Businessmen in the Nigerian city of Lagos typically broker deals over cognac or champagne. But, on a sunny afternoon in the city’s upmarket Victoria Island business district, a clutch of men celebrated with steaming coffee that cost 35,000 naira ($114) for a three-cup brew.
Jamaica Blue Mountain, the gourmet variety they imbibed, is coveted around the world for its superior quality.
Ibrahim Samande, owner of the Mai Shayi Coffee cafe that sold the drink, knows not everyone can afford the splurge. But he believes cachet and ceremony, and attractive spaces to enjoy a cup, will lure more of Nigeria’s 200 million people to drink coffee.
At present, Nigerians drink only a tiny amount of coffee. Tea or cocoa are the hot drinks of choice, and are forecast to account for close to 40% of Nigeria’s non-alcoholic drink spending by 2023, according to research body Fitch Solutions. By contrast, spending on coffee is seen only at 2.5 percent.
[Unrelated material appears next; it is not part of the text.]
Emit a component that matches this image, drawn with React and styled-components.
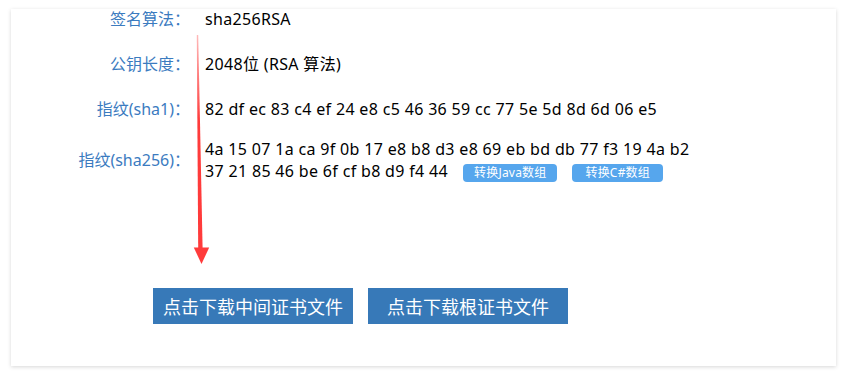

Samande is among a new breed of entrepreneurs hoping to cash in on coffee. They are betting that wealthy Nigerians will cultivate a cafe culture that can also spur consumption of locally grown crops.
“Nigeria is a very aspirational society,” Samande said. “And it’s very easy for things to catch on.”
Consumption is rising; the retail value of coffee sold has nearly tripled since 2010 to $29 million last year, according to Euromonitor.
But it is still a market in its infancy. Kenya, with a quarter the number of people as Nigeria, consumes close to the same amount of coffee, and spent $11 million more on the drink last year. Meanwhile South Africa consumed more than six times as much coffee as Nigeria and spent 9 times as much.
In a country where the majority live on less than $2 a day, most Nigerian coffee-drinkers opt for bitter cups of instant coffee that street vendors hawk for 100 naira, just a few cents.
International coffeeshop chains have yet to enter the country significantly, although there are a few domestic chains. Nigeria’s Cafe Neo has several locations in Lagos, and Happy Coffee also aims to bring coffee to the masses.
Samande, whose grandmother roasted her own beans with cardamom and ginger, believes that brewing with imported Italian Moka pots, Japanese siphons and American Chemex coffeemakers can convince Nigerians to drink higher-quality coffee.
Coffee is one of the world’s most-traded commodities, he said. “I think there’s room for us to plug into that sort of supply chain.”
He buys Nigerian beans from Kim’s Coffee, a roaster around 1,000 kilometres (621.37 miles) to the north of Lagos. Kim’s founder David Dayi said strong demand saw them roast 3 tonnes of locally grown coffee last year – triple the 2017 level.
Dayi said Nigeria could easily grow more coffee — and that local consumption could help spur this.
Dr. Nasra Ali, a Kenyan who founded Lagos-based Kaldi Coffee Ltd in 2014, said luring Nigerians who had only tasted bitter instant coffee was tough.
Ali, who grew up on a Kenyan coffee farm, focuses on selling high-quality beans and serving them correctly.
Kaldi buys Nigerian beans from the eastern state of Taraba. It also trains baristas and sells grinders and espresso machines. Its roastery capacity has grown from 10 tonnes in 2016 to 50 tonnes today.
“It’s a gradual, steady growth every year,” she said. “More and more young Nigerians appreciate the benefits of coffee and the different ways that it can be consumed.